Instruction ▸
Search the data for the word "index" and copy every line that contains it.

Listing ▸
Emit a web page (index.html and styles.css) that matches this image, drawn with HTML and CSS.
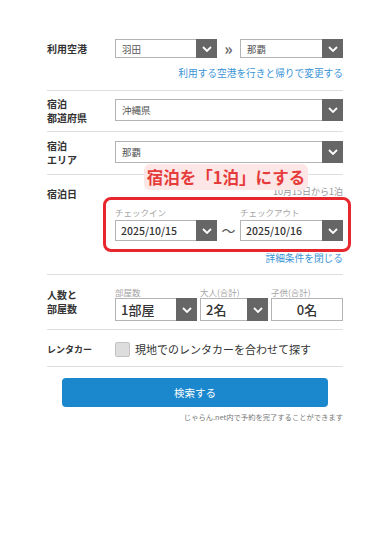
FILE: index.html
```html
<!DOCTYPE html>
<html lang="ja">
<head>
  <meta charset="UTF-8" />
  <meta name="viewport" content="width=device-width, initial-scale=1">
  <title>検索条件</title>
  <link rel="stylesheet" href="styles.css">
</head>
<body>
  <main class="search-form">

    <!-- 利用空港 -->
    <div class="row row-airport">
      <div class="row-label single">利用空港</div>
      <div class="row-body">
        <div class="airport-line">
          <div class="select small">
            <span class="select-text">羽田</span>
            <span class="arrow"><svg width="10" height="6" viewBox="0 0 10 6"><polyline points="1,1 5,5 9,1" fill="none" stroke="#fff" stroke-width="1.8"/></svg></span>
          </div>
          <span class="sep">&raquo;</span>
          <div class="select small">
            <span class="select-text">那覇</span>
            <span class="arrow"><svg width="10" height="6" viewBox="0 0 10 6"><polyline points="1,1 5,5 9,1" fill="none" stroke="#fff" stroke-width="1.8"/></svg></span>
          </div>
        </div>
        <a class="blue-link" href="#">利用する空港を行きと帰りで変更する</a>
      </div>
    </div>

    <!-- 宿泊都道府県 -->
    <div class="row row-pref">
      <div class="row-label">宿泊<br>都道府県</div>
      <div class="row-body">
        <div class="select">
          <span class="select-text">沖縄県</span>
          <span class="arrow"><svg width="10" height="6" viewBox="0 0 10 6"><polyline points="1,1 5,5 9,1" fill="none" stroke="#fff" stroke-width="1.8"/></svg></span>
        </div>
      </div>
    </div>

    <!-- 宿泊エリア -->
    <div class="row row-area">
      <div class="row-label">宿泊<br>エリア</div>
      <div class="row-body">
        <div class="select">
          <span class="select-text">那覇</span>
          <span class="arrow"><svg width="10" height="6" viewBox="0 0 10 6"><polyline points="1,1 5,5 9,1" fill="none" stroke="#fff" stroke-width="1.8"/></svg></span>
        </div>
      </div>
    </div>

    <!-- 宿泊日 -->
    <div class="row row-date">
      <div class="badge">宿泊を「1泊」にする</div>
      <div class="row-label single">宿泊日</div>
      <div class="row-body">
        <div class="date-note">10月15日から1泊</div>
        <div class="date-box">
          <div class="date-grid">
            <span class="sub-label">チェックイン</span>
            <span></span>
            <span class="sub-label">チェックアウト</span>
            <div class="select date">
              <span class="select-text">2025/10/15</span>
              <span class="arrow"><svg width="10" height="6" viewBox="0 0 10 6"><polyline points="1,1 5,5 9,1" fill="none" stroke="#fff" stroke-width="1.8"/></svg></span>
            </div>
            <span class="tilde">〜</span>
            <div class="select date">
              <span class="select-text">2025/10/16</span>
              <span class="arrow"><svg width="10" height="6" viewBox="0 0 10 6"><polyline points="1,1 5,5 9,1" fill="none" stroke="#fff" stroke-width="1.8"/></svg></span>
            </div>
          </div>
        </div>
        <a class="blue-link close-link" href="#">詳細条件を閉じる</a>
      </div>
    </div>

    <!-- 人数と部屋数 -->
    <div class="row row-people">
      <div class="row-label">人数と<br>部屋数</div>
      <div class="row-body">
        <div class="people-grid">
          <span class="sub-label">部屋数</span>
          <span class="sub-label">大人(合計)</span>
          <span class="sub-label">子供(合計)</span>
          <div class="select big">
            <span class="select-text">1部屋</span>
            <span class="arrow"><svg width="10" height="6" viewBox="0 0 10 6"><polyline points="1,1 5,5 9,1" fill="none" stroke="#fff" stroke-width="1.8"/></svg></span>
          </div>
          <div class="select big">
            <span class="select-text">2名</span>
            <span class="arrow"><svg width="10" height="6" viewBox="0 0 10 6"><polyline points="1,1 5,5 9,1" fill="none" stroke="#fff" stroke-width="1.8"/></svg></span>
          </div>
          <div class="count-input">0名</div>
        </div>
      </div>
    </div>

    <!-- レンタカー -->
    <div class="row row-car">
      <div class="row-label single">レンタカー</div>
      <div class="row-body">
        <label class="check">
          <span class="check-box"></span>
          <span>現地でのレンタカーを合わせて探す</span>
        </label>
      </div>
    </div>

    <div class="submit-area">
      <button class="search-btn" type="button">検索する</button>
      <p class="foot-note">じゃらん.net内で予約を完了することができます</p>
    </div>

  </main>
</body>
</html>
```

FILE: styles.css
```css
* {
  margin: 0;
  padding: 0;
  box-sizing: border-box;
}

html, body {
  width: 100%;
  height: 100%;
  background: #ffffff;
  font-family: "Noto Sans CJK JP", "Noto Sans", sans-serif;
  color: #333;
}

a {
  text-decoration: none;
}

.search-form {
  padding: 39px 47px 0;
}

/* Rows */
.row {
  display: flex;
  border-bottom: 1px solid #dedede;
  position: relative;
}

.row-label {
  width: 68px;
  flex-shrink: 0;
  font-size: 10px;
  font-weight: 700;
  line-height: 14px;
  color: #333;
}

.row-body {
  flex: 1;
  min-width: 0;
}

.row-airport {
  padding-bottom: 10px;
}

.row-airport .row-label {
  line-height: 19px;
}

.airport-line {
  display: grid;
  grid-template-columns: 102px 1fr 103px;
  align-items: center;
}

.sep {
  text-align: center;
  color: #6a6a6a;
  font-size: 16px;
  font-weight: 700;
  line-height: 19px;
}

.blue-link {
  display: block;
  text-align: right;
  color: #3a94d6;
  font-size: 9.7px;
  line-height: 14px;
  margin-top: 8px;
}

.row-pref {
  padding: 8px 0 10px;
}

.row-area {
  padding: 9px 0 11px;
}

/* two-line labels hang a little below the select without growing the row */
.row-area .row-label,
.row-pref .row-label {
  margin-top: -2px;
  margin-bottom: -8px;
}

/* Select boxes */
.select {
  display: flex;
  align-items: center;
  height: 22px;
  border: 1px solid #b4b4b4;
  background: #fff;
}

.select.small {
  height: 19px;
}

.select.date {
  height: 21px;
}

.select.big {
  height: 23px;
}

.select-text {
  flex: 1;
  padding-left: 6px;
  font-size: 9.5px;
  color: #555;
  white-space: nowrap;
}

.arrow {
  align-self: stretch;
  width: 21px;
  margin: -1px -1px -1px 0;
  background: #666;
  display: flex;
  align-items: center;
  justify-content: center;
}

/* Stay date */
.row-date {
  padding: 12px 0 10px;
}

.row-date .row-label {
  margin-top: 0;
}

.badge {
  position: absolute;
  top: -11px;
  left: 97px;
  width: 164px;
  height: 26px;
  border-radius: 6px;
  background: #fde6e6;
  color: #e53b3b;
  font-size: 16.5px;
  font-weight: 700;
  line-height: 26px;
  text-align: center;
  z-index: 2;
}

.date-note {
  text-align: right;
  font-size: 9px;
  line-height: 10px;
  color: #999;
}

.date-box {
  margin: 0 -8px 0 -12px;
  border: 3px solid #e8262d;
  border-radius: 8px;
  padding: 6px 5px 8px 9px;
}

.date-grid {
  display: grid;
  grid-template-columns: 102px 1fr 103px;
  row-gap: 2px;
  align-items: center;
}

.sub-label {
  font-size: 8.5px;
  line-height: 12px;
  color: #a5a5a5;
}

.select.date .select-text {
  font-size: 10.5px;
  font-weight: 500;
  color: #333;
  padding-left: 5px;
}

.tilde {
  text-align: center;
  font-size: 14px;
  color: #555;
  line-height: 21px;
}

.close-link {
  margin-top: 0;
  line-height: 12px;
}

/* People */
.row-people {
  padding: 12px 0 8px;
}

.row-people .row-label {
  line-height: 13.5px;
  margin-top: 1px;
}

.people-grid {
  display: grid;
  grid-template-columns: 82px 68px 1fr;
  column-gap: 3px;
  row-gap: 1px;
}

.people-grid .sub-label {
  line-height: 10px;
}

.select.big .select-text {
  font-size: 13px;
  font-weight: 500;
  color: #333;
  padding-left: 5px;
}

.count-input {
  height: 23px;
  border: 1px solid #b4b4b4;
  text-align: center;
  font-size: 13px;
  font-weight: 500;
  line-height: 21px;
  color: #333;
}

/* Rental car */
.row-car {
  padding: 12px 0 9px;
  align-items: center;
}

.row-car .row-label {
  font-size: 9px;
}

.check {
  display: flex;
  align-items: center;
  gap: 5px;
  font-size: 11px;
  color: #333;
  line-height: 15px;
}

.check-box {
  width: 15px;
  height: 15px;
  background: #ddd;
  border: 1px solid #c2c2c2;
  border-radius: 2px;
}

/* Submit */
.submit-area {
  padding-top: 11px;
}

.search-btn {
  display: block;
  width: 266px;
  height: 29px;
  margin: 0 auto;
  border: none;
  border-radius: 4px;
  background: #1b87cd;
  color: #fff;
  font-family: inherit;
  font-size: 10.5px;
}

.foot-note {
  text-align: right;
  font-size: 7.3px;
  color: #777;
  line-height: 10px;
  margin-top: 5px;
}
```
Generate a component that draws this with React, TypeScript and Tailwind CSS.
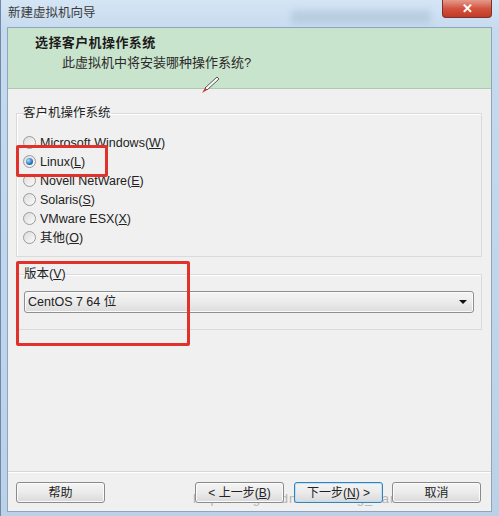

Output of the exercise ▸
Emit a web page (index.html and styles.css) that matches this image, drawn with HTML and CSS.
FILE: index.html
  z-index: 2;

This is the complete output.